─── RECORDED INFORMATION ───
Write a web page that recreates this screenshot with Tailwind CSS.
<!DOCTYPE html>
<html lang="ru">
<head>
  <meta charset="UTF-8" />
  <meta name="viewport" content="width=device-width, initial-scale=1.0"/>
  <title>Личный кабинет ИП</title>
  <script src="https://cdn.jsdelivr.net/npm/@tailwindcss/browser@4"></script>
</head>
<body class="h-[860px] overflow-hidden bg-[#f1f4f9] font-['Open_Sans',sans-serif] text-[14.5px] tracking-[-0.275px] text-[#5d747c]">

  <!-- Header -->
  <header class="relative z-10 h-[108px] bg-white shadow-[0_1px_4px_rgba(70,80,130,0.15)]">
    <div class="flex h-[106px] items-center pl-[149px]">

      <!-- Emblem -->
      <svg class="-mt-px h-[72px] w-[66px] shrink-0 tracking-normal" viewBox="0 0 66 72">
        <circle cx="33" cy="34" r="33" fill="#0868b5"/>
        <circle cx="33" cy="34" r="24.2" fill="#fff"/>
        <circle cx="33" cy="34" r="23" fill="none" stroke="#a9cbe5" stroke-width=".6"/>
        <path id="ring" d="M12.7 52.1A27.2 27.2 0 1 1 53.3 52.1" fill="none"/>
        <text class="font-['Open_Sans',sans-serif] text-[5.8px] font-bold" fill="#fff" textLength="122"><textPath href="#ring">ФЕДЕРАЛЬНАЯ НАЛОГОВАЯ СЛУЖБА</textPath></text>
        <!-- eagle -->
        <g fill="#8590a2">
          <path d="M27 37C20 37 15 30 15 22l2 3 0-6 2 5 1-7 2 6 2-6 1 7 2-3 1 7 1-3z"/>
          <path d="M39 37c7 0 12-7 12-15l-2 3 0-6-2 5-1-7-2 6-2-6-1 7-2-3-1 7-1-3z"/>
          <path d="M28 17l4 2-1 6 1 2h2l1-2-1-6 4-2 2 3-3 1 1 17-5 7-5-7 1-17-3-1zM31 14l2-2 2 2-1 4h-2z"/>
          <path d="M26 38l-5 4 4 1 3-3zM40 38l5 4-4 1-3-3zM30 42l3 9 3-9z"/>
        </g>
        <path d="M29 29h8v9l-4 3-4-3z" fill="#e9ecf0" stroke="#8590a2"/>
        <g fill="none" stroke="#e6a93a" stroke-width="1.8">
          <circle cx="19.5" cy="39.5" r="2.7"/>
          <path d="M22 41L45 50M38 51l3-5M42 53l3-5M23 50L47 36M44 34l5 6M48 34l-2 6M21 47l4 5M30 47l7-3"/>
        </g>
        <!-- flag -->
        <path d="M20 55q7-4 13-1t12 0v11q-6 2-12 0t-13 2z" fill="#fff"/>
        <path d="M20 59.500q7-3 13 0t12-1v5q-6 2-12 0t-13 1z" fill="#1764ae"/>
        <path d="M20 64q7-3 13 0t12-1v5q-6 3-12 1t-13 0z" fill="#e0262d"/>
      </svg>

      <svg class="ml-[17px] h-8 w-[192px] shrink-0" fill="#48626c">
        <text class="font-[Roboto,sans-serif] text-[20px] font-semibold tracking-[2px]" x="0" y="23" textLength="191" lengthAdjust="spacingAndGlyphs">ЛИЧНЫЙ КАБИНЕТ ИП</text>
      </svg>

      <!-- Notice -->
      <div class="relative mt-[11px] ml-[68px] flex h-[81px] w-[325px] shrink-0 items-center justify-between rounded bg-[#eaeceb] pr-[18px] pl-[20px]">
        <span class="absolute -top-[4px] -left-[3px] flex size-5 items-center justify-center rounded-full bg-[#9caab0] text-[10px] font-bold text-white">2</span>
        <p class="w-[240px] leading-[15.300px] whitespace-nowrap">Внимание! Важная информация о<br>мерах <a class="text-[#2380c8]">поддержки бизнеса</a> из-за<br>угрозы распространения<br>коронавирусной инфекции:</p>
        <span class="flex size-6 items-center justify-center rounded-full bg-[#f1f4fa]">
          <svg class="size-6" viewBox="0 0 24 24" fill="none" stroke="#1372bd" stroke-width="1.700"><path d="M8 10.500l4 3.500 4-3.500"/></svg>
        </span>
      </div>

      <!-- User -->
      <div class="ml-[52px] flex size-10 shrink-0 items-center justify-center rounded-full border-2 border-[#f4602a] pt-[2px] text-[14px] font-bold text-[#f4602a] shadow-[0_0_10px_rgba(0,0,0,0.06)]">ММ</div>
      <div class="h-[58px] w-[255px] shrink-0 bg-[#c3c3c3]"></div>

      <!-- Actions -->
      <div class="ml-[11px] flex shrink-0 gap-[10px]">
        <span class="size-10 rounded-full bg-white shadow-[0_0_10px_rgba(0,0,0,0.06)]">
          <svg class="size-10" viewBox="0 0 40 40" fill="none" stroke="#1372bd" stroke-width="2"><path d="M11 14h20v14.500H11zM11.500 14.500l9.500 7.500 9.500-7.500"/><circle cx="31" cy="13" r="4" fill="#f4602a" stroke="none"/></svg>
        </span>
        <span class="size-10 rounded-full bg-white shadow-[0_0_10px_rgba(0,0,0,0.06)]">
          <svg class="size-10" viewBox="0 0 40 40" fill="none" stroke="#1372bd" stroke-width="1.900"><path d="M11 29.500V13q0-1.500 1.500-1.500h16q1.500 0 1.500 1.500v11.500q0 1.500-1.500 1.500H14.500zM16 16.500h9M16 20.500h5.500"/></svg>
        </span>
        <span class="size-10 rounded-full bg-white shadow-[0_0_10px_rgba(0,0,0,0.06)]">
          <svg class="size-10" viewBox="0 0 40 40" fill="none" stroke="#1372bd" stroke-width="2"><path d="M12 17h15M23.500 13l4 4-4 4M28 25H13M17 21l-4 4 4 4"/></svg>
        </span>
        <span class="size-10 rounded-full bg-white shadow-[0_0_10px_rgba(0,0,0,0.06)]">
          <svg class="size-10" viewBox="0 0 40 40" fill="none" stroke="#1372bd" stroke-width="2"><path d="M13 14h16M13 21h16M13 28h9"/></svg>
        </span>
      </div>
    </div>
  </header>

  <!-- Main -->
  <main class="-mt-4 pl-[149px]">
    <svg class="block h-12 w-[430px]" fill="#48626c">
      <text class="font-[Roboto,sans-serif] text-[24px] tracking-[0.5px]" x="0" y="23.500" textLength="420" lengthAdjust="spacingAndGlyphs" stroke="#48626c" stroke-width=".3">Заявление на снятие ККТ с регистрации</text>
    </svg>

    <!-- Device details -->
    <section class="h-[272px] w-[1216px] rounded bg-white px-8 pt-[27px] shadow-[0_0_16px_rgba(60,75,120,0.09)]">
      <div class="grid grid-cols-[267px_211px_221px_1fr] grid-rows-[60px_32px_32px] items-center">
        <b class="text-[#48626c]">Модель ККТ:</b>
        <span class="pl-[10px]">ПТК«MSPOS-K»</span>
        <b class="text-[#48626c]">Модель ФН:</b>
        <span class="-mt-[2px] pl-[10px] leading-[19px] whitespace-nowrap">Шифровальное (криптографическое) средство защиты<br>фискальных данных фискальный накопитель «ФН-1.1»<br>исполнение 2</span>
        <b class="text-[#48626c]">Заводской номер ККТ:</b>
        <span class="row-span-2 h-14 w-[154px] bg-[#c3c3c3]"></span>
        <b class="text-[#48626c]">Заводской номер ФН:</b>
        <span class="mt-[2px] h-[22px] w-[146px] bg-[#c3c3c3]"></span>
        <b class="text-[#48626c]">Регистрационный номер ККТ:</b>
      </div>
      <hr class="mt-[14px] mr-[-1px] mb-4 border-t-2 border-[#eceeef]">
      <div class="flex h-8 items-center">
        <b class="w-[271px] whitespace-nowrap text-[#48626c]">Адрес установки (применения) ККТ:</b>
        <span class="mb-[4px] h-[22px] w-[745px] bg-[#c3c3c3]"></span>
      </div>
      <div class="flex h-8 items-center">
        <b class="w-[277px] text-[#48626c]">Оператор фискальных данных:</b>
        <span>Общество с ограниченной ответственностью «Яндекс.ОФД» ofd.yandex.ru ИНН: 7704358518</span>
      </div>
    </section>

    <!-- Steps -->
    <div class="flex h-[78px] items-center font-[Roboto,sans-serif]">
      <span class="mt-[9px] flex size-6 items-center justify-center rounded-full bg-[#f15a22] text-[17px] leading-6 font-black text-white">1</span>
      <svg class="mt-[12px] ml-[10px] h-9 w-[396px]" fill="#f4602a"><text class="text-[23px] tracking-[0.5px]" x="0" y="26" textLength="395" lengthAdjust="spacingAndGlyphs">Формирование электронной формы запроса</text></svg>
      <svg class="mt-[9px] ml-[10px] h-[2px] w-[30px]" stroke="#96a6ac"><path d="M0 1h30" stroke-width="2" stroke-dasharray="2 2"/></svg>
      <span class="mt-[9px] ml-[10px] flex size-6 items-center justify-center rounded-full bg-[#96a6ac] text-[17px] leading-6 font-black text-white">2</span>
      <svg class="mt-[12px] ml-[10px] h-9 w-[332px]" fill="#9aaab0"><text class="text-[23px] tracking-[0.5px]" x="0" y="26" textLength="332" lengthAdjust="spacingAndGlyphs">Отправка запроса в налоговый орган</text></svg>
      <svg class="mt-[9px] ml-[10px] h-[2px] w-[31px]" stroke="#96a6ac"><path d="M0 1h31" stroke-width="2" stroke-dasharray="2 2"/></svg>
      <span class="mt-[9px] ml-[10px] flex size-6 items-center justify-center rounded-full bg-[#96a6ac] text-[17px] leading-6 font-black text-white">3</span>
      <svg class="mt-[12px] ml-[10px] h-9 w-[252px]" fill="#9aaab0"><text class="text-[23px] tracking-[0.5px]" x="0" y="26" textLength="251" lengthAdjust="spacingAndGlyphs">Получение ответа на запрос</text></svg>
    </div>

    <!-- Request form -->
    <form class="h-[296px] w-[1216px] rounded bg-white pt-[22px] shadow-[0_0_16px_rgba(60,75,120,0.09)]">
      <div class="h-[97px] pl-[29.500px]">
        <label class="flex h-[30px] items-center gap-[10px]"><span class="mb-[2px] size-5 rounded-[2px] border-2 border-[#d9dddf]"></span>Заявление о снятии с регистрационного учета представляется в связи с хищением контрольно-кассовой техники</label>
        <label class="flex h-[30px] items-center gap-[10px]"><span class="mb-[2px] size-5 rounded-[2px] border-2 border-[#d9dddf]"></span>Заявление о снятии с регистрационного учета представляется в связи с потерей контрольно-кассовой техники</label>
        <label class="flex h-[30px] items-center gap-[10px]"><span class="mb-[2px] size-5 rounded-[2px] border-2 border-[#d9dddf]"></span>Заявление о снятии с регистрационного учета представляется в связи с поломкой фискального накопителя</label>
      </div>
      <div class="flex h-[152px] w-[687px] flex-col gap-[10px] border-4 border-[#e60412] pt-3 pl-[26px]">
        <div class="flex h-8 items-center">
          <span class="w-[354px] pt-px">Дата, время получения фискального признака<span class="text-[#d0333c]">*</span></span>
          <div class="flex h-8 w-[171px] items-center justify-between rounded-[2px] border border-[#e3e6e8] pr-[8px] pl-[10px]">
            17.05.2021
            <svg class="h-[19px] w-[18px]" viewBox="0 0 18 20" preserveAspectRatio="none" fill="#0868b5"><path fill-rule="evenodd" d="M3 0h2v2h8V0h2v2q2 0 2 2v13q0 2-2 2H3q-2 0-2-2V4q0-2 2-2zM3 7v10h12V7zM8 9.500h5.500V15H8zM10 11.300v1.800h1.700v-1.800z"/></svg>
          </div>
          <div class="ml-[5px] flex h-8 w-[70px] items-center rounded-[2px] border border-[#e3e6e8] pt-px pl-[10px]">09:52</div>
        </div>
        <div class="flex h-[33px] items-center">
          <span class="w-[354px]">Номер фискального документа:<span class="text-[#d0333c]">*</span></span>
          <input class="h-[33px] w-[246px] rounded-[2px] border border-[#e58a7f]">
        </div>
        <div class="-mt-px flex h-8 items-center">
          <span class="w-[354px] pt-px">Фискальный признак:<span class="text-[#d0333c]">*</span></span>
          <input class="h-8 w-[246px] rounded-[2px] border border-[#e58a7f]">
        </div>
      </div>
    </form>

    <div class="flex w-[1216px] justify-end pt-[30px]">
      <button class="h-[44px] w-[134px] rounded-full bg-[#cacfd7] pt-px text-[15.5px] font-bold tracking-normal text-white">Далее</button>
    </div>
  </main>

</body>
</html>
───
─── RECORDED INFORMATION ───
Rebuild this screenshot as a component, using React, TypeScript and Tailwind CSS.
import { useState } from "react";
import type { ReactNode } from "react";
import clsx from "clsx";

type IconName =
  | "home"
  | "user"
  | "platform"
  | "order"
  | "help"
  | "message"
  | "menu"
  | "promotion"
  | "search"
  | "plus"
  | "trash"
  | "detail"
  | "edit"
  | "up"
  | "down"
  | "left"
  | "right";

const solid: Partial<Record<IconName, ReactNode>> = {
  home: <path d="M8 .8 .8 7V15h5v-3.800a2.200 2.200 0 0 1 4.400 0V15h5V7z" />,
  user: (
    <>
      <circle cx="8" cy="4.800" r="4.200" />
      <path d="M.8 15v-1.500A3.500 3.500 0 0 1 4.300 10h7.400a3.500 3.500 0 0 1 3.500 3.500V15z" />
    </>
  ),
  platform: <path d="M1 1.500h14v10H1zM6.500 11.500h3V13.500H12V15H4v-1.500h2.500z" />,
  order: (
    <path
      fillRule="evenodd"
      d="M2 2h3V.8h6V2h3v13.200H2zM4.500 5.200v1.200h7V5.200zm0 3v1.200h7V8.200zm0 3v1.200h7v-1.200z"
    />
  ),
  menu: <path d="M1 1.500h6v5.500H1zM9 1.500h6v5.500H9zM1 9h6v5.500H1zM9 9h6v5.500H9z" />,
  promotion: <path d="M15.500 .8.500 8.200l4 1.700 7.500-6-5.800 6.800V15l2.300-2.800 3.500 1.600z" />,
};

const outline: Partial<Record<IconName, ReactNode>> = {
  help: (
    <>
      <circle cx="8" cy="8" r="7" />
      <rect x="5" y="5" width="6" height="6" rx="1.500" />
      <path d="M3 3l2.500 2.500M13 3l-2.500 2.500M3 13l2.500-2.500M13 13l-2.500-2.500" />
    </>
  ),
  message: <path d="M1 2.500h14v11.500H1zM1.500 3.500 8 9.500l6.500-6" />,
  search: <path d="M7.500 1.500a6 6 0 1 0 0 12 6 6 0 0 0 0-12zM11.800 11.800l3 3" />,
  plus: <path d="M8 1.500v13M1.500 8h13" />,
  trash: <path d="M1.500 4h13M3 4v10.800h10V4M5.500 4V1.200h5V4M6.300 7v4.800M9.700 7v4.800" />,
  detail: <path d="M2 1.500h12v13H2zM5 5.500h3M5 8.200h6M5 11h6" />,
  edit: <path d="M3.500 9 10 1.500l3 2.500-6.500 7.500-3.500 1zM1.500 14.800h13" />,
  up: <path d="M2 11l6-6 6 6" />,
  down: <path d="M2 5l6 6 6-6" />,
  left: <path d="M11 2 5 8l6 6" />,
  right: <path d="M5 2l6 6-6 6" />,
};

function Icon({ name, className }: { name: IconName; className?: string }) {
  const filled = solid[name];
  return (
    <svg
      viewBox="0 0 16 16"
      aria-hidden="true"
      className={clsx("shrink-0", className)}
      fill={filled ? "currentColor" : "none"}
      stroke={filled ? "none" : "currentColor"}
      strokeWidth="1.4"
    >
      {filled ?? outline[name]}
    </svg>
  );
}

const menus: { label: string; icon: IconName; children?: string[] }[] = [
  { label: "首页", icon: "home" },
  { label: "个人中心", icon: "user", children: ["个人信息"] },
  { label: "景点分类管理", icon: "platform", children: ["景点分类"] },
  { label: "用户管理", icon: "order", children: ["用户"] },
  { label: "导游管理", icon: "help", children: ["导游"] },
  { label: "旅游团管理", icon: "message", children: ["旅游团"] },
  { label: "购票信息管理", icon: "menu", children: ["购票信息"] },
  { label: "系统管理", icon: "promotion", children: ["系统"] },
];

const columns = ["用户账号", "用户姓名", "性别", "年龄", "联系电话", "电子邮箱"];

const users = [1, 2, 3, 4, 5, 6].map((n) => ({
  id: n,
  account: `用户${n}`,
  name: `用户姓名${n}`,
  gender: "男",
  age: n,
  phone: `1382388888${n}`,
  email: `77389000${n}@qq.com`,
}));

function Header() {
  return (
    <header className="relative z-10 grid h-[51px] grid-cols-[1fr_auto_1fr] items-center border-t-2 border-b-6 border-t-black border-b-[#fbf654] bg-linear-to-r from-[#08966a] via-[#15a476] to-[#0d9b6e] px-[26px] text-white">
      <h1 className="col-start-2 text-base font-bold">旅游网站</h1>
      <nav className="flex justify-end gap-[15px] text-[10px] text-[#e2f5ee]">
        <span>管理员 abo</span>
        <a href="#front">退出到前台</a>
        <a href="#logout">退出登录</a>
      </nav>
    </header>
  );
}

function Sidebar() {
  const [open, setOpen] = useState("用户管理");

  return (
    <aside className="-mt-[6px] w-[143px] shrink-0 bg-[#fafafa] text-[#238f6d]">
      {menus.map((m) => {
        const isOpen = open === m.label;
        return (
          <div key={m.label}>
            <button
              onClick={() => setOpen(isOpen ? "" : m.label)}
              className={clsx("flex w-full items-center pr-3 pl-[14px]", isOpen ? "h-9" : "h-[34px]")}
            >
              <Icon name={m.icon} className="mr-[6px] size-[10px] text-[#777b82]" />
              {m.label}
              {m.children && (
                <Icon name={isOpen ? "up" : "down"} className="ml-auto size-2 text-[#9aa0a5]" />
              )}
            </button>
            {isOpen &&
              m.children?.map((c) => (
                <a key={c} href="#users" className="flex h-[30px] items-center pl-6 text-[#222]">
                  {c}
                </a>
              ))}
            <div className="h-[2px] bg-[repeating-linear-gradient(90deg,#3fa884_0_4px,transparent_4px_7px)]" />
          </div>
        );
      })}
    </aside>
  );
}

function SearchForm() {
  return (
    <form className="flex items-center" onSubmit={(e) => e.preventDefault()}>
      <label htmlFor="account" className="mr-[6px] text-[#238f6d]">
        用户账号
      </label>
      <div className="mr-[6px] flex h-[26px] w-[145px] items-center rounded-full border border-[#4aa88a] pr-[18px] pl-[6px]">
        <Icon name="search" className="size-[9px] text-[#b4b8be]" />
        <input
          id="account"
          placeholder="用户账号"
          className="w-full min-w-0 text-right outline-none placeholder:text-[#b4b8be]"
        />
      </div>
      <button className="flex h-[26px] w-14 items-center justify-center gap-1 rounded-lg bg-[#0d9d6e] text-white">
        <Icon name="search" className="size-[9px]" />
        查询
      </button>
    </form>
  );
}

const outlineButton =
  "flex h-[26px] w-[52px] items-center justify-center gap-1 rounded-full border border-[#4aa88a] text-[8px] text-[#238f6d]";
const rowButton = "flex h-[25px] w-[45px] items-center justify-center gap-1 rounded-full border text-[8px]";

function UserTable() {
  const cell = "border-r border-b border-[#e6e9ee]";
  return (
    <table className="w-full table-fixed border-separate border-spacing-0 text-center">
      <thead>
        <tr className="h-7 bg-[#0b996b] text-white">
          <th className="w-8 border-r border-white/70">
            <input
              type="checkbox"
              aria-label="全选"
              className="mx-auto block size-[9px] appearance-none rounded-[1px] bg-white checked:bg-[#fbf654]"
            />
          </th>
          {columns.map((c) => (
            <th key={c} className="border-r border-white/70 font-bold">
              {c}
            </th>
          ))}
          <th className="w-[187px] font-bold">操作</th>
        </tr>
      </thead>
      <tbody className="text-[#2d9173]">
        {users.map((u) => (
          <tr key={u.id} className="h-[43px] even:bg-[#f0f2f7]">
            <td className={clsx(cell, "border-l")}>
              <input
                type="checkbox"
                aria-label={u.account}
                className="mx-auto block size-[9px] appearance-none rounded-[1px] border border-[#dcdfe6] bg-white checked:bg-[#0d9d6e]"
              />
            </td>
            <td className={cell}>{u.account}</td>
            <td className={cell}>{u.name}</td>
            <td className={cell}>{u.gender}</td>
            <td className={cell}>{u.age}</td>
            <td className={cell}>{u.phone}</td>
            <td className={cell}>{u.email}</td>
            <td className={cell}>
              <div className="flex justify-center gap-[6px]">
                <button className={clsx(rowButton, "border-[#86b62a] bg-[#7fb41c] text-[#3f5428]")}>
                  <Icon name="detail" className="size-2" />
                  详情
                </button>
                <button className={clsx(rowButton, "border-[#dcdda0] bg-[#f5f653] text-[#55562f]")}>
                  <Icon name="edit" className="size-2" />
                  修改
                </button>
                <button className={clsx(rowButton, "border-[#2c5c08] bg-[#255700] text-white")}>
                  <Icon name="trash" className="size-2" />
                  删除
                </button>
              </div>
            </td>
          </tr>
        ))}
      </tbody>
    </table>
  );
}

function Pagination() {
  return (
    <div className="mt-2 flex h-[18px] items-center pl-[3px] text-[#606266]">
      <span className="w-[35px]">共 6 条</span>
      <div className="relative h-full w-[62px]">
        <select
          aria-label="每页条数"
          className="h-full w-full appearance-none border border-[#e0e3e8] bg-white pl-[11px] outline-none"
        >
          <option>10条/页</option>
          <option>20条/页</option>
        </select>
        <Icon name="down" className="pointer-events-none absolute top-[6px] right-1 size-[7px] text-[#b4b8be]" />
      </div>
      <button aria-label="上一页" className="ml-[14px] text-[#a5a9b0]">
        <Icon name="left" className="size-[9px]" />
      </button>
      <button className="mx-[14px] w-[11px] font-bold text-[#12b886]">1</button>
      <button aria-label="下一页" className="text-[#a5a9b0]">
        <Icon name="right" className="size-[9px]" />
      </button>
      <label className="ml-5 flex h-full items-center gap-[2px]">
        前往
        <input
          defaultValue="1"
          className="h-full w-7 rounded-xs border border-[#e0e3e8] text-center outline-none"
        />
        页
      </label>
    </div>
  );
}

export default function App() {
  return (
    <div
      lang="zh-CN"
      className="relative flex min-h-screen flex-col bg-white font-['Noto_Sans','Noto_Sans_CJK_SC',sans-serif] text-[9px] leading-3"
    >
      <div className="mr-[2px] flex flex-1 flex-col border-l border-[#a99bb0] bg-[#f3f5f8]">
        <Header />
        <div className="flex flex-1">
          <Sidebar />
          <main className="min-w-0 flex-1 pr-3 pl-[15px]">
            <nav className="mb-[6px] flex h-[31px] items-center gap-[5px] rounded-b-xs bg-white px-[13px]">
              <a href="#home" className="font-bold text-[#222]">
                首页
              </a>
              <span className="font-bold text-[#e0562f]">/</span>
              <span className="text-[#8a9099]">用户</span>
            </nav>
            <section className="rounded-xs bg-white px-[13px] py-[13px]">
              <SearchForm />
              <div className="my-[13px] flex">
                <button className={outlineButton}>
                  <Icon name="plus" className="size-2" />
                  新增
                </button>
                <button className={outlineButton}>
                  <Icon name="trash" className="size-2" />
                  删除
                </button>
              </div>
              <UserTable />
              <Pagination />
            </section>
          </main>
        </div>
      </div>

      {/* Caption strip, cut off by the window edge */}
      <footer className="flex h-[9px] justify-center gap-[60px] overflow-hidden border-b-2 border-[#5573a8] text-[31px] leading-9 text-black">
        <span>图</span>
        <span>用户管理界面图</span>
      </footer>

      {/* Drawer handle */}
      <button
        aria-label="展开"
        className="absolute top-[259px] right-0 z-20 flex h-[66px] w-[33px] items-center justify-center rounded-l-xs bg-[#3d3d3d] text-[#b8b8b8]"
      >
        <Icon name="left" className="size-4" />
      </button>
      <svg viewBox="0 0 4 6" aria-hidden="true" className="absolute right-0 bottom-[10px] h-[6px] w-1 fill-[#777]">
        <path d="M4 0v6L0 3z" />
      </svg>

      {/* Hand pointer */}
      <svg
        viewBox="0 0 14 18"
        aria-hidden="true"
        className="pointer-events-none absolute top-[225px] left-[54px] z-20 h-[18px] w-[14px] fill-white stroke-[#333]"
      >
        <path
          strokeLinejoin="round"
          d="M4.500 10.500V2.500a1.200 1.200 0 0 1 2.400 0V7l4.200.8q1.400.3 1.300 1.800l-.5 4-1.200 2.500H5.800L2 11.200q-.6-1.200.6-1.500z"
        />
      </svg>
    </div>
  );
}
───
→ **EXERCISE DETAILS**
Check each line above for the word "this" and copy the ones that have it.

→ **FINISHED ANSWER**
Write a web page that recreates this screenshot with Tailwind CSS.
Rebuild this screenshot as a component, using React, TypeScript and Tailwind CSS.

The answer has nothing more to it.